Interactive Filters and Drilldown Navigation

All five Insights dashboards share a consistent filtering model. Filters for Area, Deck, Contractor, System, and Location sit at the top of every Insights page and update all Overview metrics instantly on selection. By default, all filters are cleared and dashboards display full-project data. A coordinator focused on a specific zone selects their area and sees only the relevant numbers. A contractor supervisor isolates their team’s performance data in seconds.

Below the Overview, the area, deck, contractor, and system breakdown sections each carry independent filters for deeper cross-comparison. Every row in every breakdown table supports drilldown: selecting a contractor or a deck opens the detailed record view for that specific slice of the project.

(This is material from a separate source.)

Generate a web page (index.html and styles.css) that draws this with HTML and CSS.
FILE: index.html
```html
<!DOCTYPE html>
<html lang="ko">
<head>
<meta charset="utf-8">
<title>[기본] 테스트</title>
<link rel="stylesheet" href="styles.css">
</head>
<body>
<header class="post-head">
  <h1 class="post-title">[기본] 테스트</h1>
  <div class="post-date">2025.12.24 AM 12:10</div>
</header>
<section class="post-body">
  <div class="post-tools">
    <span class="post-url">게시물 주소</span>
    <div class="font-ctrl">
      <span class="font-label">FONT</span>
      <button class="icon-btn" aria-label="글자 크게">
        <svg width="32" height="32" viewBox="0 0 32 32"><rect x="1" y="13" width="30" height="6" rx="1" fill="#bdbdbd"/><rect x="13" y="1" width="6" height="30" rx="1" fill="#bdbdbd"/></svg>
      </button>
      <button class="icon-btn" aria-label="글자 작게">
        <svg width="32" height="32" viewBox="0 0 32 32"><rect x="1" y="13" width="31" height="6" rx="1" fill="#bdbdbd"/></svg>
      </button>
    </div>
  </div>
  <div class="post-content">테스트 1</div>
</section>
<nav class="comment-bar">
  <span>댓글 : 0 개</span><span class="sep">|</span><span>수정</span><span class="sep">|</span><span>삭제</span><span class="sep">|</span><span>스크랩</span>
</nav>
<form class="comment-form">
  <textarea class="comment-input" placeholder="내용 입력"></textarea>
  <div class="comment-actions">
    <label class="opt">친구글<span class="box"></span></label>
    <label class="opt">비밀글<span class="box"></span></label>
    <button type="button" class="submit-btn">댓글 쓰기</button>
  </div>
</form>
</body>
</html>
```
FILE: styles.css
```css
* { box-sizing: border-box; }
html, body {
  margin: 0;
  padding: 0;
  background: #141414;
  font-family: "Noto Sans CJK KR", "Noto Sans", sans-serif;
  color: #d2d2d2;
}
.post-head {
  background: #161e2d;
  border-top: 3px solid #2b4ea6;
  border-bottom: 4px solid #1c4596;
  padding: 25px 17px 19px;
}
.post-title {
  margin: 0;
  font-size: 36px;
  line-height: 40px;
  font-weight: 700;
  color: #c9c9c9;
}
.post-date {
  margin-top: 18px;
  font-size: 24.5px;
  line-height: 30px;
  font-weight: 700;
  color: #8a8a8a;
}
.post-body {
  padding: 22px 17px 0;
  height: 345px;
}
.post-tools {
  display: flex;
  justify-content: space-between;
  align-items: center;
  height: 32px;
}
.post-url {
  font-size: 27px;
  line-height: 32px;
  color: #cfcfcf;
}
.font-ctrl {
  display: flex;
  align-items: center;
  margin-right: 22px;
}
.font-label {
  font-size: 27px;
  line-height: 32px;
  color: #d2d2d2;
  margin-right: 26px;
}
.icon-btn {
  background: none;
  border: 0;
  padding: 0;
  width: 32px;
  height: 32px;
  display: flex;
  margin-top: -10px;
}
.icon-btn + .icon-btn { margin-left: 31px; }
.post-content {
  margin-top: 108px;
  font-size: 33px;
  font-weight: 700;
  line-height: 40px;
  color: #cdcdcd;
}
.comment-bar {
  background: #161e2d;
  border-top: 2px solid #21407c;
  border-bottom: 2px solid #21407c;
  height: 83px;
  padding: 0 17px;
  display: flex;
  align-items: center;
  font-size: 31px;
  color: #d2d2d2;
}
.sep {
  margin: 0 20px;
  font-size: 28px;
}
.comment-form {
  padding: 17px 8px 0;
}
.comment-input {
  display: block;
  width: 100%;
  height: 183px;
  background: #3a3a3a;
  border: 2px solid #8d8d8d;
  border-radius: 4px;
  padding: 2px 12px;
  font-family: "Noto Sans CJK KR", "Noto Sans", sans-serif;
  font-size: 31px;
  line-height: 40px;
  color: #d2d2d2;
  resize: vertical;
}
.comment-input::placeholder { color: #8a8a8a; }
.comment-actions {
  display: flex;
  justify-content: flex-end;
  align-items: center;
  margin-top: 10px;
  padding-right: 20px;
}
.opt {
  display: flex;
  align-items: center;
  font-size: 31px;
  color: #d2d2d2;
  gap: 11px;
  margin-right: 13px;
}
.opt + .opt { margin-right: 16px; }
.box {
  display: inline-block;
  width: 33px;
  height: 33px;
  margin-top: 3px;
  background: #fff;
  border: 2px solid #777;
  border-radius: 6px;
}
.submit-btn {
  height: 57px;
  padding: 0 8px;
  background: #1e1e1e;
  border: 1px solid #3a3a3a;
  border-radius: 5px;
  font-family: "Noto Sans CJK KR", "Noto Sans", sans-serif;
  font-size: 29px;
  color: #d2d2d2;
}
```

This layered navigation — from the project-level dashboard to a single zone to individual cable and equipment records — is what makes the shipbuilding analytics layer useful for daily operational decisions, not just periodic reporting cycles.

Role-Based Access: The Right View for Every Stakeholder

Cable Pilot’s Insights module is designed for multiple user roles with different information requirements. Project managers, construction managers, supervisors, engineers, quality managers, and external planning managers each access the dashboards relevant to their responsibilities. An external planning manager can view reporting data without access to data entry functions. A quality manager can focus on testing and connection analytics without the full pulling dataset in view.

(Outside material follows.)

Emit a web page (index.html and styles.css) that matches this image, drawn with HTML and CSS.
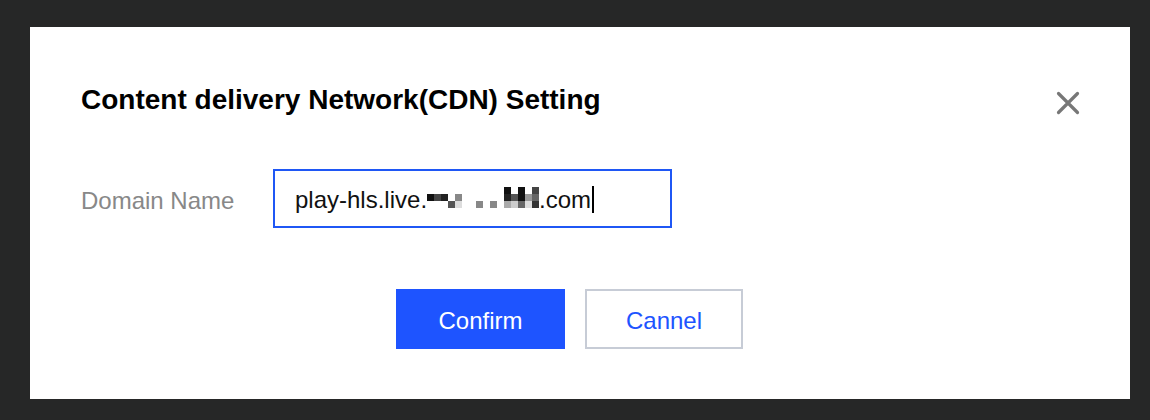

Role-based access to shipbuilding analytics means each user receives a focused interface aligned with their responsibilities — not a full data set requiring extensive filtering to become useful. When exceptions occur, they are visible immediately. The filter and drilldown tools allow any user to investigate anomalies without depending on someone else to prepare a separate report.

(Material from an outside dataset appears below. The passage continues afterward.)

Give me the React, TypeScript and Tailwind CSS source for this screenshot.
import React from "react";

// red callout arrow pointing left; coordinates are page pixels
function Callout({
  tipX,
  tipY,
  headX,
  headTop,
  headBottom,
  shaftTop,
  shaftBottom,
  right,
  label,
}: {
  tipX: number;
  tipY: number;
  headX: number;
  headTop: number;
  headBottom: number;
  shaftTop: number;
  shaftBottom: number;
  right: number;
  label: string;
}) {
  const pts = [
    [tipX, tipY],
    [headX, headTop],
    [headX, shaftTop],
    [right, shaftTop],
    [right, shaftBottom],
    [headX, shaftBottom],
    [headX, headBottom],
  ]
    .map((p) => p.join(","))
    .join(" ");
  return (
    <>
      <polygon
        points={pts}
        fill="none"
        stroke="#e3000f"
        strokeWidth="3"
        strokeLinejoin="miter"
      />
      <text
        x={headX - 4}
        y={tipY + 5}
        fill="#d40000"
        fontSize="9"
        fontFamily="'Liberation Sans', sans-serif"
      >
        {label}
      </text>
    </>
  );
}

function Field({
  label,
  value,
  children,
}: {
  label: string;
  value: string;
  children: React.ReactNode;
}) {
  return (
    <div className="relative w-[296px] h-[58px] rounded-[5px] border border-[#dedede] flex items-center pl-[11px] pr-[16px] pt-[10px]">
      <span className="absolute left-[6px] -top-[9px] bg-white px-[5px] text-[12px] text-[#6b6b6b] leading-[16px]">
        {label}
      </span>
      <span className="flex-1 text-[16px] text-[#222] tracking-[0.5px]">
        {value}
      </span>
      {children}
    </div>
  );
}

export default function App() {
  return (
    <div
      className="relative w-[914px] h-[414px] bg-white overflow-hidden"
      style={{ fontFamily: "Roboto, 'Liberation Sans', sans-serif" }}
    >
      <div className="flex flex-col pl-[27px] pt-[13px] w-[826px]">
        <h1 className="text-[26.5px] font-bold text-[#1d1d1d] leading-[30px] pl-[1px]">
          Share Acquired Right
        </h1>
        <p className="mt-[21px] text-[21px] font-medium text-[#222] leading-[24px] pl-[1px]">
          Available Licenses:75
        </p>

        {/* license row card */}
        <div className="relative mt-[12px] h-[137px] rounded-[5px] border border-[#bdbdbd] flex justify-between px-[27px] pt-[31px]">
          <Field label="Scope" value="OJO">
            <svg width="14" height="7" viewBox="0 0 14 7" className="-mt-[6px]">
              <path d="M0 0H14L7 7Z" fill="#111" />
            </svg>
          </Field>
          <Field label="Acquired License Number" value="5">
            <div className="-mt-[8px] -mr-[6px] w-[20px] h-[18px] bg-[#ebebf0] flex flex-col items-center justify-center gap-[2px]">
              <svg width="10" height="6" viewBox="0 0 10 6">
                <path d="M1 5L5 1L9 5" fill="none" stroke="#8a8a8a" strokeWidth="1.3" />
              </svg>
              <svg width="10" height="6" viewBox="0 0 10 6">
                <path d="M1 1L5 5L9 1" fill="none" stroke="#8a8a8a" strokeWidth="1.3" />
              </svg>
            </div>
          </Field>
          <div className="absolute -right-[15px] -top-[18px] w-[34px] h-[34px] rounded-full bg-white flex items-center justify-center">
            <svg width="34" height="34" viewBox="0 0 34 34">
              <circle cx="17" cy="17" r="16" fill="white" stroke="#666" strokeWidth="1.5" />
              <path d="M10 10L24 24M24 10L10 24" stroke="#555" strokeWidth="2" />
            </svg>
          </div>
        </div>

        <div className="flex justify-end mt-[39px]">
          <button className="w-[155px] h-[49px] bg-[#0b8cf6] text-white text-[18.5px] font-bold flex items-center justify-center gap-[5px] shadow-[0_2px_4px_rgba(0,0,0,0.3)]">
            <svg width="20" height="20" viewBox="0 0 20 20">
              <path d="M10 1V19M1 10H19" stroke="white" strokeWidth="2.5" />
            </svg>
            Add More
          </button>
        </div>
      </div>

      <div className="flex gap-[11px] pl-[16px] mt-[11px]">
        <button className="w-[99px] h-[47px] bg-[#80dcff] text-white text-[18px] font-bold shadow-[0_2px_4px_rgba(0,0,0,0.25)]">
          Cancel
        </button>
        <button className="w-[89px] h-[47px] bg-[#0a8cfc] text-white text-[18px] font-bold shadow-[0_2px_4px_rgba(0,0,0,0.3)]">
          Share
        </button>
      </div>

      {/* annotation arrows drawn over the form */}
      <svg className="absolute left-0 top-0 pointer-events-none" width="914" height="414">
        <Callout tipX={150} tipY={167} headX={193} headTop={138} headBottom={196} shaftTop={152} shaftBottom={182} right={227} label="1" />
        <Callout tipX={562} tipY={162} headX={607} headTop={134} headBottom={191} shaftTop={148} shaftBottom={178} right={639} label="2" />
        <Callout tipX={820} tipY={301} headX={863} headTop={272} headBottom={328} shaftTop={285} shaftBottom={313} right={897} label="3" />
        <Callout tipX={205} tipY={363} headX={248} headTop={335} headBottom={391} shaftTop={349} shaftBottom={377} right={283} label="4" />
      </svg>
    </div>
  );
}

Replace Weekly Reports with Live Project Intelligence.

From Stale Reports to Live Shipbuilding Analytics

Before Cable Pilot, the standard workflow for tracking electrical installation progress in shipbuilding looked like this: contractors updated their own records, submitted weekly summaries, and coordination meetings were held on data that was already days old. The gap between what was happening on the vessel and what management knew was built into the process — a structural inefficiency, not an incidental one.

Cable Pilot’s shipbuilding analytics layer eliminates that gap. Every status update submitted through the smartphone app flows directly into the aggregated statistics and dashboard charts. When a cable is pulled, the Pull dashboard updates. When equipment is mounted, the Install dashboard reflects it. There is no intermediate step, no manual re-entry, no waiting for an end-of-week roll-up.

For projects where thousands of cables, hundreds of equipment items, and multiple contractors are active simultaneously across a vessel, that direct connection between field reporting and shipbuilding analytics is what enables genuinely proactive project management. Schedule risks surface when they emerge, not a week later. Forecasts update as pace changes. Contractor performance monitoring becomes continuous — not a periodic reconciliation.

Cable Pilot’s shipbuilding analytics platform gives every stakeholder in the electrical installation process — from the shipyard electrical coordinator to the contractor site supervisor — a shared, accurate, and current view of project status. That shared visibility, grounded in live field data, is how complex vessel projects are kept on schedule and delivered with the documentation integrity that classification societies and shipowners expect.